I doubt his routine has changed much from that. It was never much of an act, he just stood there and fired off one bad taste joke after another. He may have even used the statistics show that 9 out of 10 people enjoy gang rape line as well, thinking about it.
From what I can tell, his show was released on Netflix in December and barely anyone watched it so they decided to publicise some of the more offensive material to get attention and it worked. I think they did the same for Dave Chappelle and his trans jokes.
>Horrified families claim their stay at a "luxury" theme park resort was ruined when "out of control" travellers reportedly trashed the campsite, left a tot with a black eye and pooed in the showers.
Gypsies set up camp on university land, and like clockwork the Co-Op opposite has a security guard. They only ever need security guards when gypsies turn up. Is that an act of racism on Co-Op's part by responding to nearby gypsy incursion with beefed up security?
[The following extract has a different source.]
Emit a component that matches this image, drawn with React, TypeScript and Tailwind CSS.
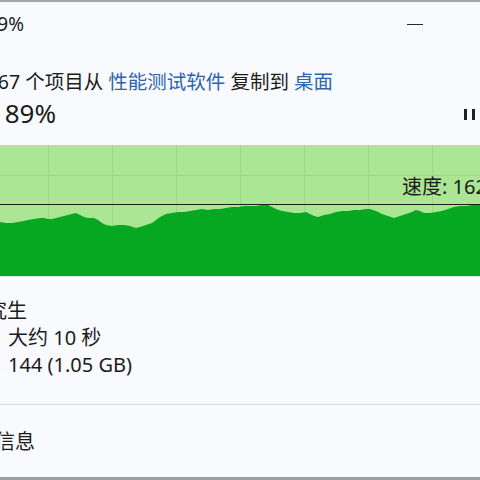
import React from 'react';

// top edge of the transfer rate area (y in a 480x130 box), sampled left to right
const RATE: [number, number][] = [
  [0, 76], [6, 77], [12, 77], [18, 76], [24, 75], [28, 74], [34, 73], [40, 72], [44, 72],
  [48, 73], [52, 73], [56, 72], [60, 71], [64, 70], [68, 69], [72, 68], [76, 67], [80, 69],
  [84, 71], [88, 72], [94, 72], [98, 74], [102, 77], [106, 79], [112, 80], [118, 79],
  [124, 79], [130, 80], [136, 82], [140, 81], [146, 79], [152, 77], [156, 74], [160, 71],
  [166, 68], [172, 67], [178, 66], [184, 66], [190, 65], [196, 64], [202, 63], [208, 64],
  [214, 63], [220, 63], [226, 62], [232, 61], [238, 61], [244, 60], [250, 60], [256, 60],
  [262, 59], [266, 58], [270, 60], [276, 63], [282, 65], [288, 66], [294, 67], [300, 67],
  [306, 66], [310, 68], [314, 70], [318, 71], [324, 69], [330, 68], [336, 66], [342, 65],
  [348, 65], [354, 64], [360, 64], [366, 63], [370, 63], [376, 65], [382, 68], [388, 70],
  [394, 72], [400, 70], [406, 68], [412, 66], [416, 64], [420, 65], [424, 67], [430, 67],
  [436, 66], [442, 65], [448, 63], [454, 61], [460, 60], [466, 60], [472, 59], [480, 59],
];

const GRID_X = [48, 112, 176, 240, 304, 368, 432];

function RateChart() {
  const area = `0,130 ${RATE.map(([x, y]) => `${x},${y}`).join(' ')} 480,130`;
  return (
    <div className="relative h-[132px] border-y border-t-[#c6cbc6] border-b-[#dfe8de] bg-[#aae694]">
      <svg className="block h-[130px] w-[480px]" viewBox="0 0 480 130" preserveAspectRatio="none">
        {GRID_X.map((x) => (
          <line key={x} x1={x + 0.5} y1={0} x2={x + 0.5} y2={130} stroke="#99d884" strokeWidth={1} />
        ))}
        <line x1={0} y1={29.5} x2={480} y2={29.5} stroke="#99d884" strokeWidth={1} />
        <polygon points={area} fill="#05a820" />
        <line x1={0} y1={58.5} x2={480} y2={58.5} stroke="#1e1e1e" strokeWidth={1} />
      </svg>
      {/* speed label sits on the chart */}
      <div className="absolute left-[402px] top-[27px] whitespace-nowrap text-[20px] leading-[28px] text-[#1b1b1b]">
        速度: 162 MB/秒
      </div>
    </div>
  );
}

// text whose start runs off the left edge of the crop
function Clipped({ w, className, children }: { w: string; className?: string; children: React.ReactNode }) {
  return (
    <div className={`flex justify-end whitespace-nowrap ${w} ${className ?? ''}`}>
      <span>{children}</span>
    </div>
  );
}

export default function App() {
  return (
    <div className="flex h-[480px] w-[480px] flex-col overflow-hidden bg-[#f9fafd] font-['Noto_Sans','Noto_Sans_CJK_SC',sans-serif] text-[#1b1b1b]">
      <div className="h-[2px] shrink-0 bg-[#a7a7a7]" />

      {/* title bar */}
      <div className="flex h-[44px] shrink-0 items-center">
        <Clipped w="w-[24px]" className="text-[19px] leading-[44px]">已完成 89%</Clipped>
        <div className="ml-[383px] h-px w-[16px] bg-[#2a2a2a]" />
      </div>

      <div className="mt-[22px] h-[28px] shrink-0">
        <Clipped w="w-[333px]" className="text-[19.5px] leading-[28px]">
          正在将 1,567 个项目从 <span className="text-[#2f63ad]">性能测试软件</span> 复制到{' '}
          <span className="text-[#2f63ad]">桌面</span>
        </Clipped>
      </div>

      <div className="flex h-[34px] shrink-0 items-center">
        <Clipped w="w-[56px]" className="text-[26px] leading-[34px]">已完成 89%</Clipped>
        <div className="ml-[408px] mt-[2px] flex gap-[5px]">
          <div className="h-[11px] w-[3px] bg-[#1f1f1f]" />
          <div className="h-[11px] w-[3px] bg-[#1f1f1f]" />
        </div>
      </div>

      <div className="mt-[15px] shrink-0">
        <RateChart />
      </div>

      {/* details */}
      <div className="mt-[20px] flex shrink-0 flex-col text-[20px] leading-[27px]">
        <Clipped w="w-[27px]">名称: 研究生</Clipped>
        <div className="flex whitespace-nowrap">
          <span className="-ml-[92px] w-[100px] shrink-0">剩余时间:</span>
          <span>大约 10 秒</span>
        </div>
        <div className="flex whitespace-nowrap">
          <span className="-ml-[92px] w-[100px] shrink-0">剩余项目:</span>
          <span>144 (1.05 GB)</span>
        </div>
      </div>

      <div className="mt-[26px] h-px shrink-0 bg-[#dadcdf]" />

      <div className="mt-[23px] h-[28px] shrink-0">
        <Clipped w="w-[35px]" className="text-[20px] leading-[28px]">简略信息</Clipped>
      </div>

      <div className="mt-[21px] h-[3px] shrink-0 bg-[#9d9d9d]" />
    </div>
  );
}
>>38777 You should spread flyers informing the student body of this racism and watch the chaos unfold.
I don't envy that security guard. It sounds like a great way to get your car torched and to be utterly powerless to actually do anything beyond provoke a fuck-ton of aggro over a sandwich or a gypsy returning an empty bottle of cider because it was wet.
>>38777 I assume the gypsies don't know the security guard is only there when they are. As far as they're concerned, he could be outside Co-Op all the time.
Police van at Co-Op. Copper inside talking to staff, security guard is manually opening and closing the sliding door, one in one out. These travelling folks sound cheeky.